> **WORK REQUIRED**:
Search the data for the word "React". Reproduce every line where it is found.
##########
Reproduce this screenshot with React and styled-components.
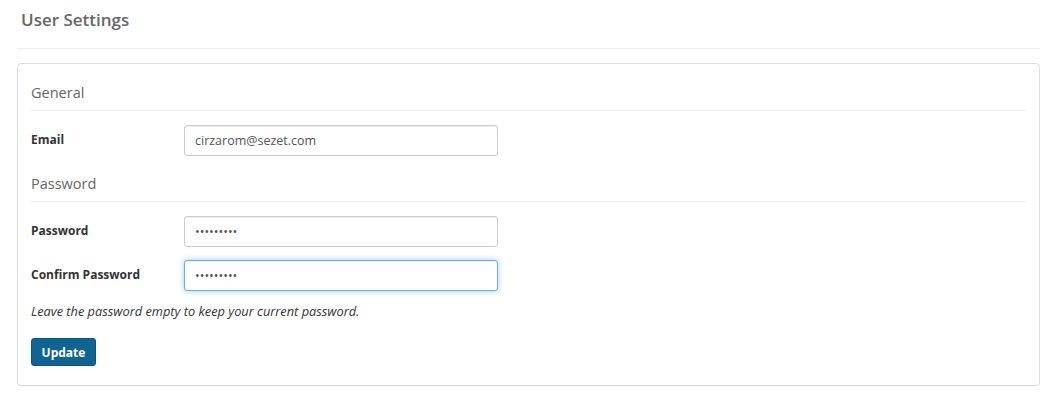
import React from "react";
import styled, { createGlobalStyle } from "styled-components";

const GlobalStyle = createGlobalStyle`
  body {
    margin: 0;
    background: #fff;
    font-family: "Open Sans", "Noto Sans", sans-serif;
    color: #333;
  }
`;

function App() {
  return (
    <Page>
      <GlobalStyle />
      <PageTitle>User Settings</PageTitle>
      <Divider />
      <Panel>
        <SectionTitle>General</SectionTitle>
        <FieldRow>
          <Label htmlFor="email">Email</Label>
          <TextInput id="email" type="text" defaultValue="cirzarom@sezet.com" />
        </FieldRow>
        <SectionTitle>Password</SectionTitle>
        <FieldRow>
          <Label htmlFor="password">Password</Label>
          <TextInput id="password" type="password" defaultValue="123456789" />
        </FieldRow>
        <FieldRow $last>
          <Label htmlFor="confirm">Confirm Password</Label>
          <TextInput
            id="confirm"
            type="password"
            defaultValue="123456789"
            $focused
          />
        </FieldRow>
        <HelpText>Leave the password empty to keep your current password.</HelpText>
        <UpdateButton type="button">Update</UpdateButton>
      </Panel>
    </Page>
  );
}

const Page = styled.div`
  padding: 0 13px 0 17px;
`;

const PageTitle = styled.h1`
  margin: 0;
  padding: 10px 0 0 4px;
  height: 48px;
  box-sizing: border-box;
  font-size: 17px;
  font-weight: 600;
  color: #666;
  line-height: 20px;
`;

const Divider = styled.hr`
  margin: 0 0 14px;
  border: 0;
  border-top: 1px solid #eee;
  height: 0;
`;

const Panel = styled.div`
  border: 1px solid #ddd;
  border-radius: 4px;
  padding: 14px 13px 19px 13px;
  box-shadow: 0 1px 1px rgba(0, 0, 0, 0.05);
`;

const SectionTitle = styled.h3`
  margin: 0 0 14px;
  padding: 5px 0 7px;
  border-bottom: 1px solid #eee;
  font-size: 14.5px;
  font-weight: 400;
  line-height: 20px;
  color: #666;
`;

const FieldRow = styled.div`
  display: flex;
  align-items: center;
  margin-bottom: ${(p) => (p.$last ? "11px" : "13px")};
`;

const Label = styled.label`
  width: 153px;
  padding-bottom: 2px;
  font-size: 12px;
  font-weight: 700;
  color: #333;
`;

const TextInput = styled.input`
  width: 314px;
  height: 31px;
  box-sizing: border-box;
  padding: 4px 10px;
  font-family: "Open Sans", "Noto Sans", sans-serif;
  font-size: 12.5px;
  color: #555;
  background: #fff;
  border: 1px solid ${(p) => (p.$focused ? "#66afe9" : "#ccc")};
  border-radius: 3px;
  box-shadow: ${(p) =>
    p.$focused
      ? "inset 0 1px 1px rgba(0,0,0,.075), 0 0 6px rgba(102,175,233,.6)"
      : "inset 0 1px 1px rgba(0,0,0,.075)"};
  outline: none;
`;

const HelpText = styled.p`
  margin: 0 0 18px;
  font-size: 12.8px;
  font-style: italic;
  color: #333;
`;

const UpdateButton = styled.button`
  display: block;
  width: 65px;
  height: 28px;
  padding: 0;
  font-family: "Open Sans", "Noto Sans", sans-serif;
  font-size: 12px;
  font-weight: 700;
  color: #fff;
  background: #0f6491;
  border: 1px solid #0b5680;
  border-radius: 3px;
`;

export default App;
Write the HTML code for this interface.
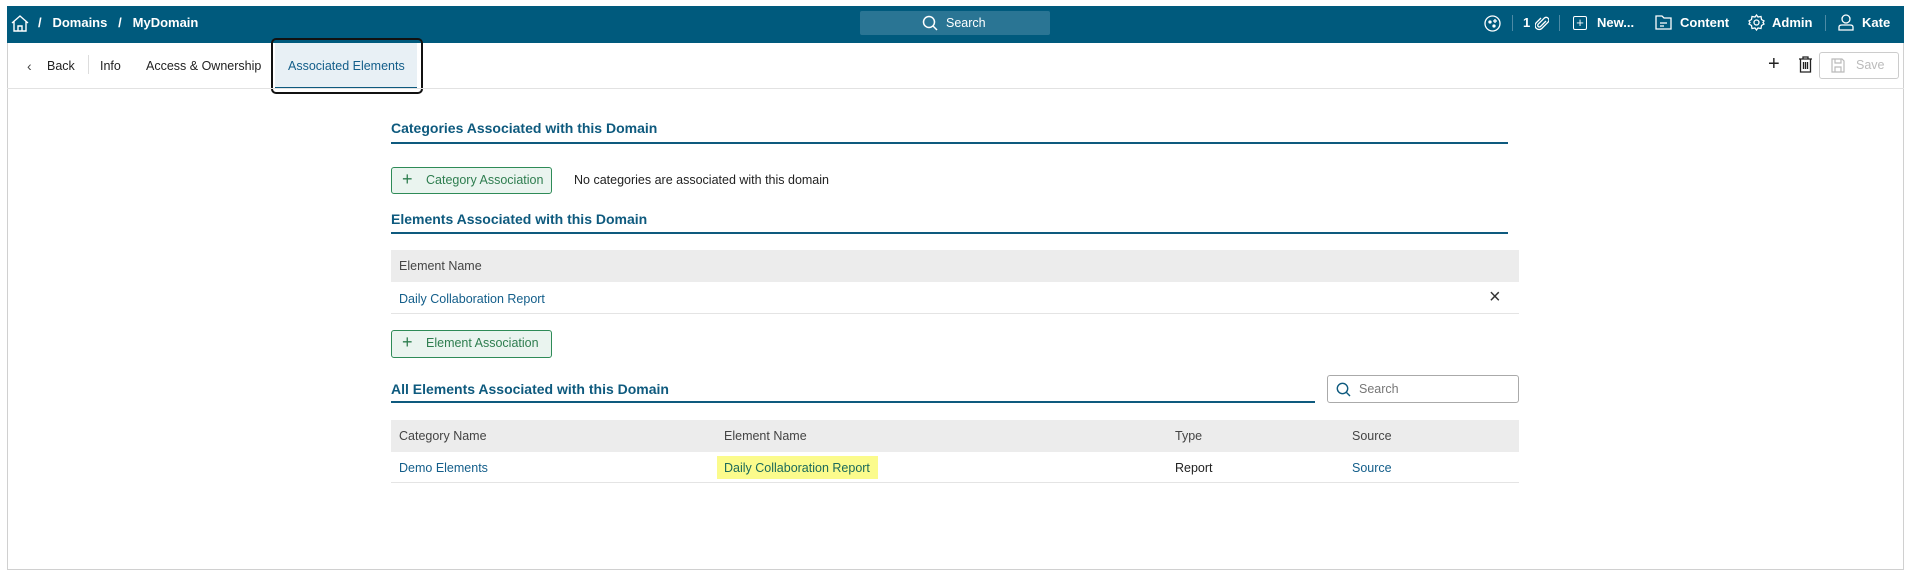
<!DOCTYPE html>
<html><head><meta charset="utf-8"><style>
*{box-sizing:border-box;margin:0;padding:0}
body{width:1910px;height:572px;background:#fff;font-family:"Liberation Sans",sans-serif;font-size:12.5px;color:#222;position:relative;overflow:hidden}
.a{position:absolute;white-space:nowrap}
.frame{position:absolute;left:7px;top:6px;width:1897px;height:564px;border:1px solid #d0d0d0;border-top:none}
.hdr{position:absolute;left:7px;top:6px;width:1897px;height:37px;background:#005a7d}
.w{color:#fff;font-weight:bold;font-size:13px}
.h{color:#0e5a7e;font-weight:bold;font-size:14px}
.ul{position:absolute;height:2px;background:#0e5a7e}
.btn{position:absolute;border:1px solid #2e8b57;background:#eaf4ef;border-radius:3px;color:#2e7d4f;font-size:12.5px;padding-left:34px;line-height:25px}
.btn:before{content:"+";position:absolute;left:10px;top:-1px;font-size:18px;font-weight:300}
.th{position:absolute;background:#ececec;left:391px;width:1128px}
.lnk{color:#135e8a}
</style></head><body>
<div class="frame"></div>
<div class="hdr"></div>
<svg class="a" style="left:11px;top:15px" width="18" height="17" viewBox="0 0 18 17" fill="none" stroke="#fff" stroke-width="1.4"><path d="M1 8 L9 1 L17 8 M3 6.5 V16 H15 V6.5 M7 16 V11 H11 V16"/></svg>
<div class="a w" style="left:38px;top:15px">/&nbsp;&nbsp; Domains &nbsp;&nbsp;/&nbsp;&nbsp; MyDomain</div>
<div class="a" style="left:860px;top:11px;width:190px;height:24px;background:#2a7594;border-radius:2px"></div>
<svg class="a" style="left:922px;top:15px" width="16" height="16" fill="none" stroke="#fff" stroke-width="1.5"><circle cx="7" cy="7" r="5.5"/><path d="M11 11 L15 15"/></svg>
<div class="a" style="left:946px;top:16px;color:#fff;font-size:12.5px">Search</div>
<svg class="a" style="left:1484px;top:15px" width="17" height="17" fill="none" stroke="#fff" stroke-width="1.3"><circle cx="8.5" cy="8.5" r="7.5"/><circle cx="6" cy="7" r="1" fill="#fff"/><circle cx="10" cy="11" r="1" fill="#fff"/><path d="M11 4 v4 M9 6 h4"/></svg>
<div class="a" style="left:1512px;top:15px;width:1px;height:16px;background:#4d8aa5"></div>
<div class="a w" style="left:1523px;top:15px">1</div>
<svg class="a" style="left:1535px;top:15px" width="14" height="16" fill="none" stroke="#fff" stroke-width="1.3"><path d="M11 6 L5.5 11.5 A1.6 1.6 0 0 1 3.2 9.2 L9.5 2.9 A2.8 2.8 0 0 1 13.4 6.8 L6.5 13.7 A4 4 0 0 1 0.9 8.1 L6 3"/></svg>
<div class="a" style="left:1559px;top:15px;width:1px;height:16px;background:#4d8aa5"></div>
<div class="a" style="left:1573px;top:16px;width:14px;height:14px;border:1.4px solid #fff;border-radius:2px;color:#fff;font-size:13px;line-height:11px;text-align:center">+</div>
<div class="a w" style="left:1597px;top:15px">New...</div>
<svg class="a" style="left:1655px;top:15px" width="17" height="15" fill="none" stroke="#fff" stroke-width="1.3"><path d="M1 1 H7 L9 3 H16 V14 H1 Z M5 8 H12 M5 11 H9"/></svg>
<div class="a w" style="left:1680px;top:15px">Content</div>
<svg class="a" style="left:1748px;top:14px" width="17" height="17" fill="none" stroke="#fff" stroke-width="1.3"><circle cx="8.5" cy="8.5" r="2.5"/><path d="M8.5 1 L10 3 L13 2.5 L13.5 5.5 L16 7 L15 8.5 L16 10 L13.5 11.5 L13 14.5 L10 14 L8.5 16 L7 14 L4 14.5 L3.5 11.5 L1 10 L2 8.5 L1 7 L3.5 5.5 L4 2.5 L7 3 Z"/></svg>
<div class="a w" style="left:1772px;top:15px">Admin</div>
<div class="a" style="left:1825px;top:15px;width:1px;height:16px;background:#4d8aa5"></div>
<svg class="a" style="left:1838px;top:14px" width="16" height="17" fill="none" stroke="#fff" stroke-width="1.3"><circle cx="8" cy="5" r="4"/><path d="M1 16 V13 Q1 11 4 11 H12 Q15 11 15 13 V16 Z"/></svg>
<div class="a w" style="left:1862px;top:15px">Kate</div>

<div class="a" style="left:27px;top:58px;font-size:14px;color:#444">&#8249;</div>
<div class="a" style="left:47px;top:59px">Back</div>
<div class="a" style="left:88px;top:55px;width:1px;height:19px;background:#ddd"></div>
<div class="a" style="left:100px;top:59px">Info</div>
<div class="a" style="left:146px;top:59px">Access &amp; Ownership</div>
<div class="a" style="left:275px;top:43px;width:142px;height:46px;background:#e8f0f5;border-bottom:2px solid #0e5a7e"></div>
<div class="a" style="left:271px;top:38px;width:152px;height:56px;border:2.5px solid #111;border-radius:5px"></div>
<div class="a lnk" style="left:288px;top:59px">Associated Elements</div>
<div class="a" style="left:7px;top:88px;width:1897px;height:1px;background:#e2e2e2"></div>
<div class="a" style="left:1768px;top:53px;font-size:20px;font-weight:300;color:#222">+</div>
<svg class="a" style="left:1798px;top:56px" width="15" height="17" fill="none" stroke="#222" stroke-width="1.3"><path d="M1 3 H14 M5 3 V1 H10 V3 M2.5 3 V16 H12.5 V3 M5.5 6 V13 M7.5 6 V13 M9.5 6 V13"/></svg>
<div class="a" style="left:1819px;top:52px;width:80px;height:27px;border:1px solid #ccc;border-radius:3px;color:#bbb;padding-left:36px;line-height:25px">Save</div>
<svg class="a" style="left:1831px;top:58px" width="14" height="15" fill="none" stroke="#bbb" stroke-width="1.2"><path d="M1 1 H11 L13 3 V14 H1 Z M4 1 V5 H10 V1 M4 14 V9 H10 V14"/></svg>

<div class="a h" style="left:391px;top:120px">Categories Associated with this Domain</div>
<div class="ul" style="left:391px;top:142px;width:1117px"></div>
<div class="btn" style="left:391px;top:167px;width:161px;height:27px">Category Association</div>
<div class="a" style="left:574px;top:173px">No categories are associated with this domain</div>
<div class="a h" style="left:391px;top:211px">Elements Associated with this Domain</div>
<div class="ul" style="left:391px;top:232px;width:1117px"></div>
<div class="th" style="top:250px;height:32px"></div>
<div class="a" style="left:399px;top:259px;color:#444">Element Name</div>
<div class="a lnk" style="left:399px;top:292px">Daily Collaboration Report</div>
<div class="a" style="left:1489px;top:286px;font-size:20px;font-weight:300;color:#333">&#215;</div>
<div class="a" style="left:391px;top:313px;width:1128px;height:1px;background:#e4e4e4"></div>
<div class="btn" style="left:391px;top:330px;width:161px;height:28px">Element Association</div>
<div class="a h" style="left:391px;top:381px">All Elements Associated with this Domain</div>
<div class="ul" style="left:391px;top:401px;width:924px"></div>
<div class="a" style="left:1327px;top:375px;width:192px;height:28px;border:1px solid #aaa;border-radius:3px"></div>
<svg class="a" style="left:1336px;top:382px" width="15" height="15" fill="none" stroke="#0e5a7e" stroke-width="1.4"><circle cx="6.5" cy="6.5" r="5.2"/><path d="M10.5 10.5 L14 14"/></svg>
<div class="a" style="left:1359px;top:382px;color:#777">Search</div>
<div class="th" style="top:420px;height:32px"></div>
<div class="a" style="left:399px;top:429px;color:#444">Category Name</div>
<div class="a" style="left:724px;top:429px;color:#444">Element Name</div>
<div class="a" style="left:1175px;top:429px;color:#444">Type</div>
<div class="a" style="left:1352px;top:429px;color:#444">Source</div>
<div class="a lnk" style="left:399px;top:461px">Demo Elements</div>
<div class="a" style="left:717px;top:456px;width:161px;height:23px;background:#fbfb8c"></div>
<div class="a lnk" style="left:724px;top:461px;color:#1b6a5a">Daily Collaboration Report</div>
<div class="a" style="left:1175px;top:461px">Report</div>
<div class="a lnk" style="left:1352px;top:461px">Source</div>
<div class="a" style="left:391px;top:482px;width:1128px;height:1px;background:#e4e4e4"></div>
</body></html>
##########
> **RESPONSE**:
Reproduce this screenshot with React and styled-components.
import React from "react";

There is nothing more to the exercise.